Look beyond the alleged ideological conflict between Mayor DeBlasio and Governor Cuomo. And realize that they, and New Jersey Governor Christie, all share the same ideology. They are careerists. And they all share the same situation. They inherited fiscal disasters from politicians who sold the future to hand out goodies to their supporters and other powerful interests, and are primarily focused on handing out further goodies while further deferring the cost of past deals into the future. Or, when that is no longer possible, blaming someone else. None is willing to hand out the pain that would be necessary to turn things around. Or call out the interests – and generations responsible for it.
That’s what the dead silence about the MTA Capital Plan is. That’s what the ongoing New Jersey pension crisis, with Governor Christie refusing to pay for his own deal, is. That’s what the DeBlasio budget is. Don’t let any rhetoric to the contrary fool you. And don’t, two or three of five years down the line, let anyone say that what is happening to people is due to “circumstances beyond our control.”

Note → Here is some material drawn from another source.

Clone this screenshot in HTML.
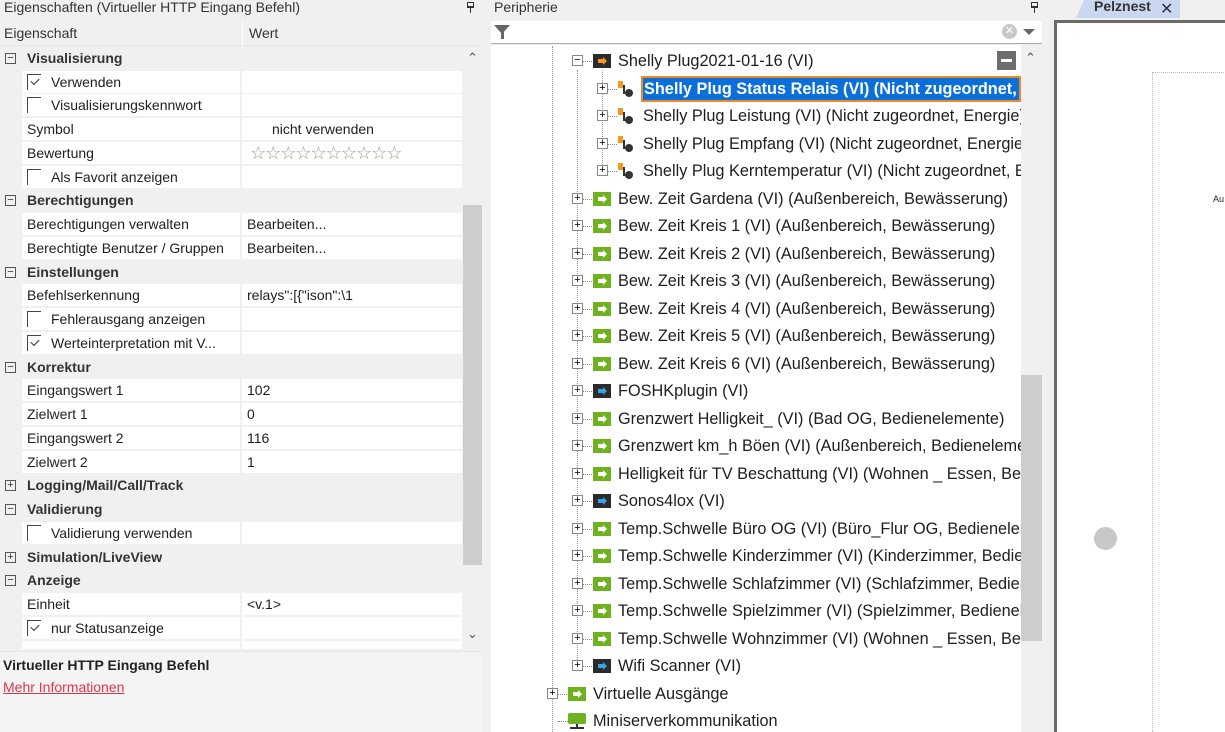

You see the same situation in California, and in Illinois, and Washington. It’s all about managing perceptions, hiding the realities from screwed younger generations, and finding “creative solutions.” Which always seems to mean either sticking it to the less powerful, or avoiding solutions but taking more out of the further future.

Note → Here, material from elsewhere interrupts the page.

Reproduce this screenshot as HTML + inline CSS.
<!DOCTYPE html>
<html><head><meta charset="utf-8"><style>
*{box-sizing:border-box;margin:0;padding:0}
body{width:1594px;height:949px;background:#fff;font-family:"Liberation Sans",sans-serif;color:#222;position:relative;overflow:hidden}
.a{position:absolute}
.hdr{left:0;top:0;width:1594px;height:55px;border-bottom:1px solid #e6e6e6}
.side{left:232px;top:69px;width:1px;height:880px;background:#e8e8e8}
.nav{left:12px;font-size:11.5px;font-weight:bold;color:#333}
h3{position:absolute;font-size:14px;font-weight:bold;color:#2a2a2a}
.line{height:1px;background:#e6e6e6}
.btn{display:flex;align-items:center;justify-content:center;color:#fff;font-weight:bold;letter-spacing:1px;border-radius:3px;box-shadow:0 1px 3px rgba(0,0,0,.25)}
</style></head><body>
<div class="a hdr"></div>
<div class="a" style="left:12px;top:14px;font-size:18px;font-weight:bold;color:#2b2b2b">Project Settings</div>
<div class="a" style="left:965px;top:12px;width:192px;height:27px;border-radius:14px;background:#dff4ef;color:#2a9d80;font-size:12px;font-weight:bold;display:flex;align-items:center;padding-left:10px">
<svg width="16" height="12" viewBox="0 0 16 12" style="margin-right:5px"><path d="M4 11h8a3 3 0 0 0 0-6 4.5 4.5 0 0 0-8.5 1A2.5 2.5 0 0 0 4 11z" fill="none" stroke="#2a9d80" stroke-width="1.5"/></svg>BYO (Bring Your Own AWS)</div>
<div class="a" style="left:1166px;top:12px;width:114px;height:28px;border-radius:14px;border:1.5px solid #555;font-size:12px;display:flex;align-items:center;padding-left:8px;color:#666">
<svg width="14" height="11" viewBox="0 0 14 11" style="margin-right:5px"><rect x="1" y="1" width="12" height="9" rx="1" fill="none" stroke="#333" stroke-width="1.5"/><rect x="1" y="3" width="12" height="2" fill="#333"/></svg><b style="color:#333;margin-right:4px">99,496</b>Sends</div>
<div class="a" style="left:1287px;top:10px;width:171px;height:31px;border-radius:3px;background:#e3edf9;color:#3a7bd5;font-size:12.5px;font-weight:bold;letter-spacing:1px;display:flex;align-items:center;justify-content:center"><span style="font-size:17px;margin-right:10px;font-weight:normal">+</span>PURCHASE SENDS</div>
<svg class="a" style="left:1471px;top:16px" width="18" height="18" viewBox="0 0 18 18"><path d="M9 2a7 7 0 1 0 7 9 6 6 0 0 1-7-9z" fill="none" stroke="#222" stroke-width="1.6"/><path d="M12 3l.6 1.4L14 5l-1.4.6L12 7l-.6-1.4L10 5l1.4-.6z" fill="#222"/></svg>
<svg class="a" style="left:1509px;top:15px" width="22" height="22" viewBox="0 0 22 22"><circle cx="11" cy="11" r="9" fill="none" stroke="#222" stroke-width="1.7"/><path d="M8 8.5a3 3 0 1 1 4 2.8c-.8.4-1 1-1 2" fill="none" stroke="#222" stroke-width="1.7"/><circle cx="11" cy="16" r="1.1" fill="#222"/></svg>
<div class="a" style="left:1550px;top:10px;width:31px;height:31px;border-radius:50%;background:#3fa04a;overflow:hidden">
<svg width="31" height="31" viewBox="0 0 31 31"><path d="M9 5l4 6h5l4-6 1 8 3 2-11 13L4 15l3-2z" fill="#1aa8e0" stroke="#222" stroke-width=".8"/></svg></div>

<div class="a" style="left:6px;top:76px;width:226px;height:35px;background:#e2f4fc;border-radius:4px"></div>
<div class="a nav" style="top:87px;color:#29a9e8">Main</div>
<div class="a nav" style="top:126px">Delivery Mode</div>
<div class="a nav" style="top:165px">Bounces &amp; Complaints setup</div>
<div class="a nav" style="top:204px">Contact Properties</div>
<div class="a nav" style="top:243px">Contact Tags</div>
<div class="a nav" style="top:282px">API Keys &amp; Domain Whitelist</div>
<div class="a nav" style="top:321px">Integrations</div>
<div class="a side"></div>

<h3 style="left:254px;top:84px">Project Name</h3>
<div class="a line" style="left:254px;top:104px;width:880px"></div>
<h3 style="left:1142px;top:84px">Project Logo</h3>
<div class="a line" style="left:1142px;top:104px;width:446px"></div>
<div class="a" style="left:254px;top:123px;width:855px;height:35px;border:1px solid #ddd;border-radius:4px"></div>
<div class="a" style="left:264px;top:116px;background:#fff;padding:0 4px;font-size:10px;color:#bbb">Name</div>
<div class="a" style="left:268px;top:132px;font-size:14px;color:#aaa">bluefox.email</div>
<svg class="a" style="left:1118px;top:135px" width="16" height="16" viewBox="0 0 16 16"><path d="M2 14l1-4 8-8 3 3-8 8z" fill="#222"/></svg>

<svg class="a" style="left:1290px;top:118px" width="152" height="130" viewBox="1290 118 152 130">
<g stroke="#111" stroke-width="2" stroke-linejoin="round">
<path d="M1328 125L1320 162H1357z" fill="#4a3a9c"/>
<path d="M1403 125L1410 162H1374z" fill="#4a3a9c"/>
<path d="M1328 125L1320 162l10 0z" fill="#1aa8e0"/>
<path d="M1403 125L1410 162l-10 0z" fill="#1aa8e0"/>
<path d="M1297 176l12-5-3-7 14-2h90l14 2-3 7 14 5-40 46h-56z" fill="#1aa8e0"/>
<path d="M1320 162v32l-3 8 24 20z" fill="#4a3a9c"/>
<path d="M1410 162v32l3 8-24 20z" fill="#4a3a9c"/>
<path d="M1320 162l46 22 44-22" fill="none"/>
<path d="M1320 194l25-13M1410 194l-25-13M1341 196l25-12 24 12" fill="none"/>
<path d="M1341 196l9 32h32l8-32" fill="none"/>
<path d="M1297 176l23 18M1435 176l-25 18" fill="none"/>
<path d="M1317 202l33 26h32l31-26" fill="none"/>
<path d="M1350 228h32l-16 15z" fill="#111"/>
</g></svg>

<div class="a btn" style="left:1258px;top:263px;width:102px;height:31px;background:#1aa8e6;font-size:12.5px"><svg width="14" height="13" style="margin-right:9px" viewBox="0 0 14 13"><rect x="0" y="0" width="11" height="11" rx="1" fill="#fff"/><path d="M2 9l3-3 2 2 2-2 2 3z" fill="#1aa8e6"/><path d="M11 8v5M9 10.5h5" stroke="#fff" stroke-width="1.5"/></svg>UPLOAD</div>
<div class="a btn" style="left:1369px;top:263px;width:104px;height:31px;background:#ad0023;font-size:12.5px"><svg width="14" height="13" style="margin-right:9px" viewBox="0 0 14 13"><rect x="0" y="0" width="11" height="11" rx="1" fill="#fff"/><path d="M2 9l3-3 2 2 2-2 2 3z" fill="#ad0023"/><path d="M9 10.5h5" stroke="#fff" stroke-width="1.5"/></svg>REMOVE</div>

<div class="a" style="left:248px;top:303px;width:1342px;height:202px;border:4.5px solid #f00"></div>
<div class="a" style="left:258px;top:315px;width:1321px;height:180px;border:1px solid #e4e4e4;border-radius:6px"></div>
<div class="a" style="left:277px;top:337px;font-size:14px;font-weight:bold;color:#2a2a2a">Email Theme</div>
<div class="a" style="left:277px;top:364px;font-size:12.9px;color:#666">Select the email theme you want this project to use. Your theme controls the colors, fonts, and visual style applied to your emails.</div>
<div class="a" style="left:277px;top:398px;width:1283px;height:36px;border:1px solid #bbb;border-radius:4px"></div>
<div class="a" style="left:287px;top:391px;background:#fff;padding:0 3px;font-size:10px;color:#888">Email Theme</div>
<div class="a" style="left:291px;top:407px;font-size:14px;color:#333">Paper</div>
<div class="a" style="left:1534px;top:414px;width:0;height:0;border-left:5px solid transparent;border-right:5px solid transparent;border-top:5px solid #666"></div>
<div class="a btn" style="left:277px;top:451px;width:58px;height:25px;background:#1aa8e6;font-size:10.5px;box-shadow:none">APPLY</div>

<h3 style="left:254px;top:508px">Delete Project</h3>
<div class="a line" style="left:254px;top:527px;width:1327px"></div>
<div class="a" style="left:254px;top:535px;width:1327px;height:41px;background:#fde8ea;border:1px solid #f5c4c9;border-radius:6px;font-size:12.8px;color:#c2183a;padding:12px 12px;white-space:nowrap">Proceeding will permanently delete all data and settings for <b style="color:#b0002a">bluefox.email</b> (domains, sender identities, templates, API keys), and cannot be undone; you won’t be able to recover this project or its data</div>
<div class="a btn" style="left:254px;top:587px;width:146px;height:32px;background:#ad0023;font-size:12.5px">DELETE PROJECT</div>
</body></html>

We’ve had 20 years of lying about the true cost of the pension deals that started in 1995. And the debts run up starting about the same time. What they don’t know won’t hurt them, at least until some point in the future when either the link between what we did and what happens to them can be obfuscated and perhaps we are gone. Lying by the unions and elected officials, and silence about what this has done to younger generations by the media. Isn’t that enough?